- Exercise aim
Return only the count of lines in which the word "React" appears.

- Material provided
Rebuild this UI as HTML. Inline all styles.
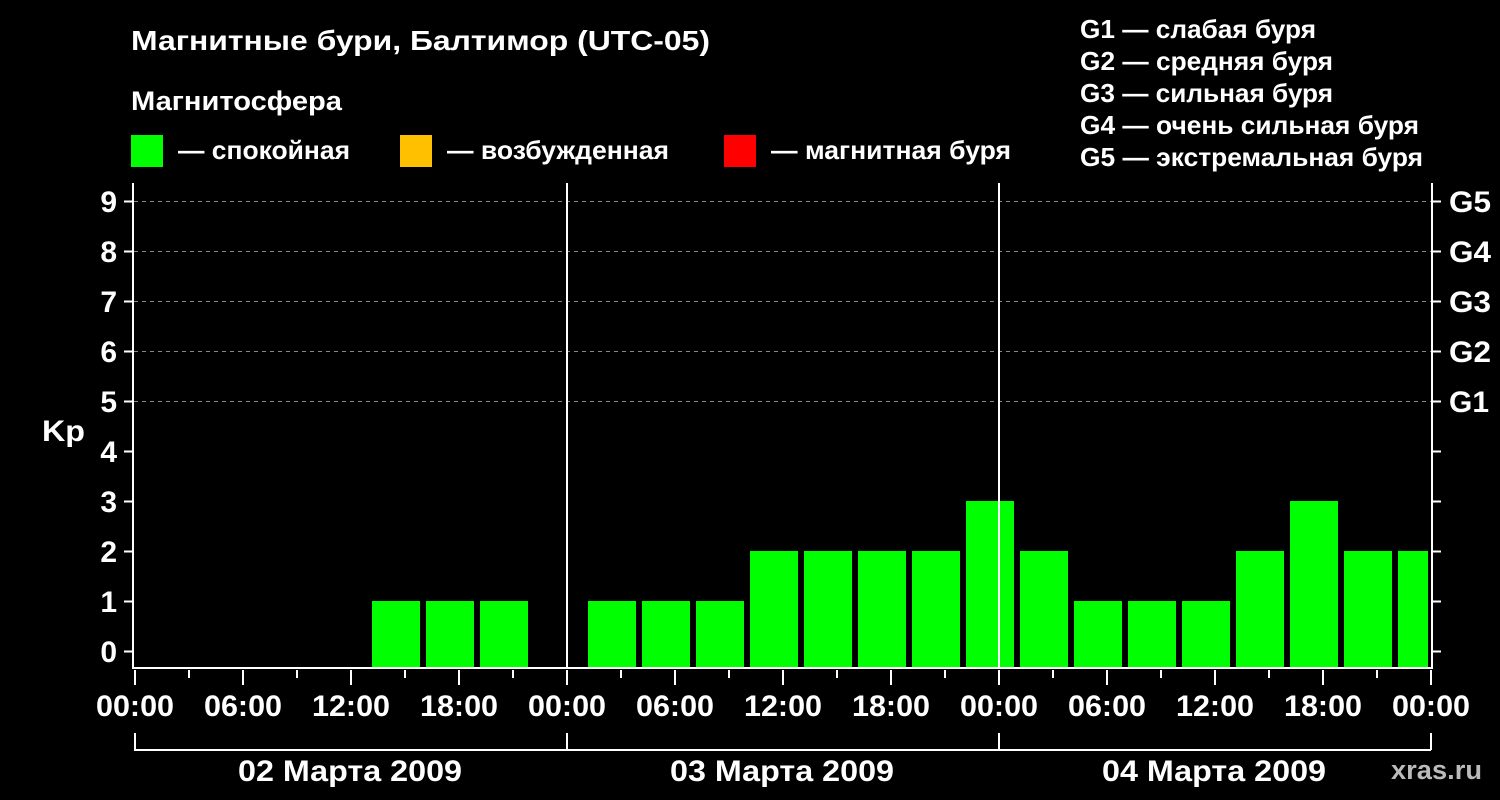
<!DOCTYPE html>
<html><head><meta charset="utf-8"><style>
html,body{margin:0;padding:0;background:#000;width:1500px;height:800px;overflow:hidden}
svg text{font-family:"Liberation Sans",sans-serif;font-weight:bold;fill:#fff}
</style></head><body>
<svg width="1500" height="800" xmlns="http://www.w3.org/2000/svg">
<rect width="1500" height="800" fill="#000"/>
<g font-size="26">
<text x="131" y="50" font-size="28" textLength="579" lengthAdjust="spacingAndGlyphs">Магнитные бури, Балтимор (UTC-05)</text>
<text x="131" y="110" font-size="27" textLength="211" lengthAdjust="spacingAndGlyphs">Магнитосфера</text>
<text x="178" y="159" textLength="172" lengthAdjust="spacingAndGlyphs">— спокойная</text>
<text x="447" y="159" textLength="222" lengthAdjust="spacingAndGlyphs">— возбужденная</text>
<text x="771" y="159" textLength="240" lengthAdjust="spacingAndGlyphs">— магнитная буря</text>
<text x="1080" y="38" textLength="236" lengthAdjust="spacingAndGlyphs">G1 — слабая буря</text>
<text x="1080" y="70" textLength="253" lengthAdjust="spacingAndGlyphs">G2 — средняя буря</text>
<text x="1080" y="102" textLength="253" lengthAdjust="spacingAndGlyphs">G3 — сильная буря</text>
<text x="1080" y="134" textLength="339" lengthAdjust="spacingAndGlyphs">G4 — очень сильная буря</text>
<text x="1080" y="166" textLength="343" lengthAdjust="spacingAndGlyphs">G5 — экстремальная буря</text>
</g>
<rect x="131" y="135" width="32" height="32" fill="#00ff00"/>
<rect x="400" y="135" width="32" height="32" fill="#ffc000"/>
<rect x="724" y="135" width="32" height="32" fill="#ff0000"/>
<g stroke="#888" stroke-dasharray="4,4" stroke-width="1">
<line x1="134" y1="201.5" x2="1431" y2="201.5"/>
<line x1="134" y1="251.5" x2="1431" y2="251.5"/>
<line x1="134" y1="301.5" x2="1431" y2="301.5"/>
<line x1="134" y1="351.5" x2="1431" y2="351.5"/>
<line x1="134" y1="401.5" x2="1431" y2="401.5"/>
</g>
<g fill="#00ff00">
<rect x="372" y="601" width="48" height="67"/>
<rect x="426" y="601" width="48" height="67"/>
<rect x="480" y="601" width="48" height="67"/>
<rect x="588" y="601" width="48" height="67"/>
<rect x="642" y="601" width="48" height="67"/>
<rect x="696" y="601" width="48" height="67"/>
<rect x="750" y="551" width="48" height="117"/>
<rect x="804" y="551" width="48" height="117"/>
<rect x="858" y="551" width="48" height="117"/>
<rect x="912" y="551" width="48" height="117"/>
<rect x="966" y="501" width="48" height="167"/>
<rect x="1020" y="551" width="48" height="117"/>
<rect x="1074" y="601" width="48" height="67"/>
<rect x="1128" y="601" width="48" height="67"/>
<rect x="1182" y="601" width="48" height="67"/>
<rect x="1236" y="551" width="48" height="117"/>
<rect x="1290" y="501" width="48" height="167"/>
<rect x="1344" y="551" width="48" height="117"/>
<rect x="1398" y="551" width="30" height="117"/>
</g>
<g stroke="#fff" stroke-width="2" fill="none">
<path d="M133 183 V668 H1432 V183"/>
<line x1="567" y1="183" x2="567" y2="668"/>
<line x1="999" y1="183" x2="999" y2="668"/>
<path d="M124 201.5h9M124 251.5h9M124 301.5h9M124 351.5h9M124 401.5h9M124 451.5h9M124 501.5h9M124 551.5h9M124 601.5h9M124 651.5h9"/>
<path d="M1432 201.5h9M1432 251.5h9M1432 301.5h9M1432 351.5h9M1432 401.5h9M1432 451.5h9M1432 501.5h9M1432 551.5h9M1432 601.5h9M1432 651.5h9"/>
<path d="M135 670v15M189 670v8M243 670v15M297 670v8M351 670v15M405 670v8M459 670v15M513 670v8M567 670v15M621 670v8M675 670v15M729 670v8M783 670v15M837 670v8M891 670v15M945 670v8M999 670v15M1053 670v8M1107 670v15M1161 670v8M1215 670v15M1269 670v8M1323 670v15M1377 670v8M1431 670v15"/>
<path d="M135 733v17H1431M567 733v17M999 733v17M1431 733v17"/>
</g>
<g font-size="30" text-anchor="end">
<text x="117" y="662">0</text><text x="117" y="612">1</text><text x="117" y="562">2</text>
<text x="117" y="512">3</text><text x="117" y="462">4</text><text x="117" y="412">5</text>
<text x="117" y="362">6</text><text x="117" y="312">7</text><text x="117" y="262">8</text><text x="117" y="212">9</text>
</g>
<text x="42" y="441" font-size="30" textLength="43" lengthAdjust="spacingAndGlyphs">Kp</text>
<g font-size="30">
<text x="1449" y="212" textLength="42" lengthAdjust="spacingAndGlyphs">G5</text><text x="1449" y="262" textLength="42" lengthAdjust="spacingAndGlyphs">G4</text><text x="1449" y="312" textLength="42" lengthAdjust="spacingAndGlyphs">G3</text>
<text x="1449" y="362" textLength="42" lengthAdjust="spacingAndGlyphs">G2</text><text x="1449" y="412" textLength="40" lengthAdjust="spacingAndGlyphs">G1</text>
</g>
<g font-size="30" text-anchor="middle">
<text x="135" y="716" textLength="78" lengthAdjust="spacingAndGlyphs">00:00</text><text x="243" y="716" textLength="78" lengthAdjust="spacingAndGlyphs">06:00</text><text x="351" y="716" textLength="78" lengthAdjust="spacingAndGlyphs">12:00</text><text x="459" y="716" textLength="78" lengthAdjust="spacingAndGlyphs">18:00</text>
<text x="567" y="716" textLength="78" lengthAdjust="spacingAndGlyphs">00:00</text><text x="675" y="716" textLength="78" lengthAdjust="spacingAndGlyphs">06:00</text><text x="783" y="716" textLength="78" lengthAdjust="spacingAndGlyphs">12:00</text><text x="891" y="716" textLength="78" lengthAdjust="spacingAndGlyphs">18:00</text>
<text x="999" y="716" textLength="78" lengthAdjust="spacingAndGlyphs">00:00</text><text x="1107" y="716" textLength="78" lengthAdjust="spacingAndGlyphs">06:00</text><text x="1215" y="716" textLength="78" lengthAdjust="spacingAndGlyphs">12:00</text><text x="1323" y="716" textLength="78" lengthAdjust="spacingAndGlyphs">18:00</text>
<text x="1431" y="716" textLength="78" lengthAdjust="spacingAndGlyphs">00:00</text>
<text x="350" y="781" textLength="224" lengthAdjust="spacingAndGlyphs">02 Марта 2009</text>
<text x="782" y="781" textLength="224" lengthAdjust="spacingAndGlyphs">03 Марта 2009</text>
<text x="1214" y="781" textLength="224" lengthAdjust="spacingAndGlyphs">04 Марта 2009</text>
</g>
<text x="1391" y="779" font-size="27" style="fill:#bbb" textLength="91" lengthAdjust="spacingAndGlyphs">xras.ru</text>
</svg>
</body></html>
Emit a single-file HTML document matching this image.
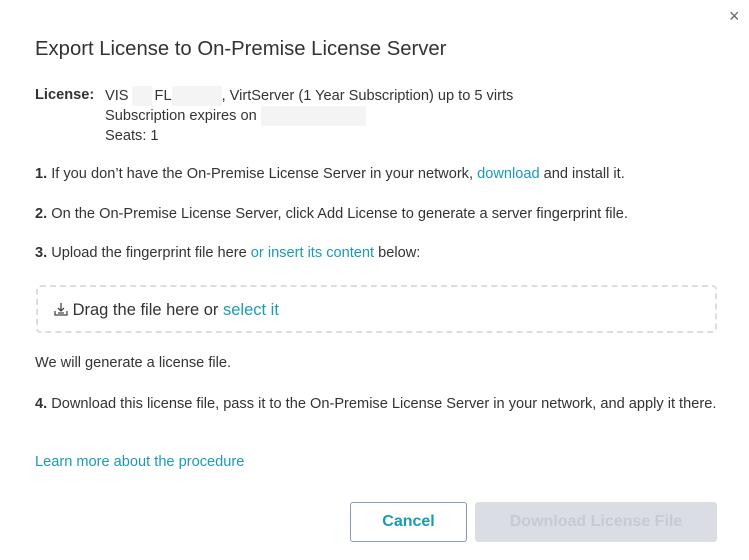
<!DOCTYPE html>
<html><head><style>
body{margin:0;background:#fff;font-family:"Liberation Sans",sans-serif;color:#333;font-size:14.6px;width:749px;height:560px;position:relative;overflow:hidden}
.a{position:absolute;white-space:nowrap}
.l{color:#1a9bb3}
b{font-weight:bold}
.blur{display:inline-block;background:#f4f4f4;height:20px;vertical-align:middle}
</style></head><body>
<div class="a" style="left:729px;top:6px;font-size:18px;color:#666">×</div>
<div class="a" style="left:35px;top:38px;font-size:20.3px;color:#333">Export License to On-Premise License Server</div>
<div class="a" style="left:35px;top:87px;font-weight:bold">License:</div>
<div class="a" style="left:105px;top:86px;line-height:20px">VIS<span class="blur" style="width:20px;margin:0 3px"></span>FL<span class="blur" style="width:50px"></span>, VirtServer (1 Year Subscription) up to 5 virts<br>Subscription expires on <span class="blur" style="width:105px"></span><br>Seats: 1</div>
<div class="a" style="left:35px;top:166px"><b>1.</b> If you don’t have the On-Premise License Server in your network, <span class="l">download</span> and install it.</div>
<div class="a" style="left:35px;top:206px"><b>2.</b> On the On-Premise License Server, click Add License to generate a server fingerprint file.</div>
<div class="a" style="left:35px;top:245px"><b>3.</b> Upload the fingerprint file here <span class="l">or insert its content</span> below:</div>
<div class="a" style="left:36px;top:285px;width:677px;height:44px;border:2px dashed #ddd;border-radius:4px"></div>
<div class="a" style="left:54px;top:301px;font-size:16.5px"><svg width="14" height="14" viewBox="0 0 14 14" style="vertical-align:-1px" fill="none" stroke="#444" stroke-width="1.3"><path d="M7 1v8M4 6l3 3 3-3M1 9v4h12V9M4 11h6"/></svg> Drag the file here or <span class="l">select it</span></div>
<div class="a" style="left:35px;top:355px">We will generate a license file.</div>
<div class="a" style="left:35px;top:396px"><b>4.</b> Download this license file, pass it to the On-Premise License Server in your network, and apply it there.</div>
<div class="a l" style="left:35px;top:454px">Learn more about the procedure</div>
<div class="a" style="left:350px;top:502px;width:115px;height:38px;border:1px solid #8a9bab;border-radius:3px;text-align:center;line-height:38px;color:#1a9bb3;font-size:16px;font-weight:bold">Cancel</div>
<div class="a" style="left:475px;top:502px;width:242px;height:40px;background:#dadee4;border-radius:3px;text-align:center;line-height:40px;color:#c5cbd3;font-size:16px;font-weight:bold">Download License File</div>
</body></html>
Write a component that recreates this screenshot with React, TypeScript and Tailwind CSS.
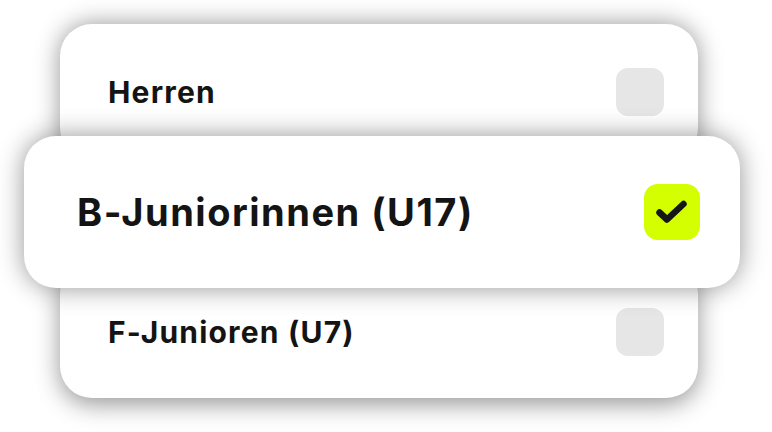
type Size = 'sm' | 'lg';

function Box({ checked, size }: { checked: boolean; size: Size }) {
  if (checked) {
    return (
      <div className="h-[56px] w-[56px] shrink-0 rounded-[14px] bg-[#d4ff00]">
        <svg width="56" height="56" viewBox="0 0 56 56" fill="none">
          <path d="M15.5 28.5 L23 35.5 L39.5 20" stroke="#161616" strokeWidth="6.5" strokeLinecap="round" strokeLinejoin="round" />
        </svg>
      </div>
    );
  }
  return (
    <div
      className={
        size === 'sm'
          ? 'h-[48px] w-[48px] shrink-0 rounded-[12px] bg-[#e6e6e6]'
          : 'h-[56px] w-[56px] shrink-0 rounded-[14px] bg-[#e6e6e6]'
      }
    />
  );
}

export default function App() {
  return (
    <div className="h-[432px] w-[772px] overflow-hidden bg-white font-['Inter',sans-serif] text-[#141414]">
      <div className="flex flex-col items-start pl-[24px] pt-[24px]">
        {/* back card */}
        <div className="relative z-0 ml-[36px] flex h-[136px] w-[638px] items-start rounded-[32px] bg-white pt-[44px] pl-[48px] pr-[34px] shadow-[0_0_24px_rgba(0,0,0,0.42)]">
          <div className="flex h-[48px] w-full items-center justify-between">
            <span className="text-[30px] font-bold leading-none tracking-[0.04em]">Herren</span>
            <Box checked={false} size="sm" />
          </div>
        </div>

        {/* active card */}
        <div className="relative z-10 -mt-[24px] flex h-[152px] w-[716px] items-center justify-between rounded-[32px] bg-white pl-[53px] pr-[40px] shadow-[0_0_26px_rgba(0,0,0,0.42)]">
          <span className="text-[38px] font-bold leading-none tracking-[0.04em]">B-Juniorinnen (U17)</span>
          <Box checked size="lg" />
        </div>

        {/* back card */}
        <div className="relative z-0 -mt-[26px] ml-[36px] flex h-[136px] w-[638px] items-end rounded-[32px] bg-white pb-[42px] pl-[48px] pr-[34px] shadow-[0_6px_24px_rgba(0,0,0,0.42)]">
          <div className="flex h-[48px] w-full items-center justify-between">
            <span className="text-[30px] font-bold leading-none tracking-[0.04em]">F-Junioren (U7)</span>
            <Box checked={false} size="sm" />
          </div>
        </div>
      </div>
    </div>
  );
}
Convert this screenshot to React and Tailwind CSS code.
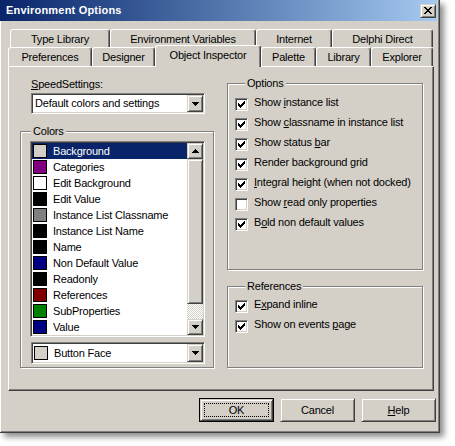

- Answer in full
2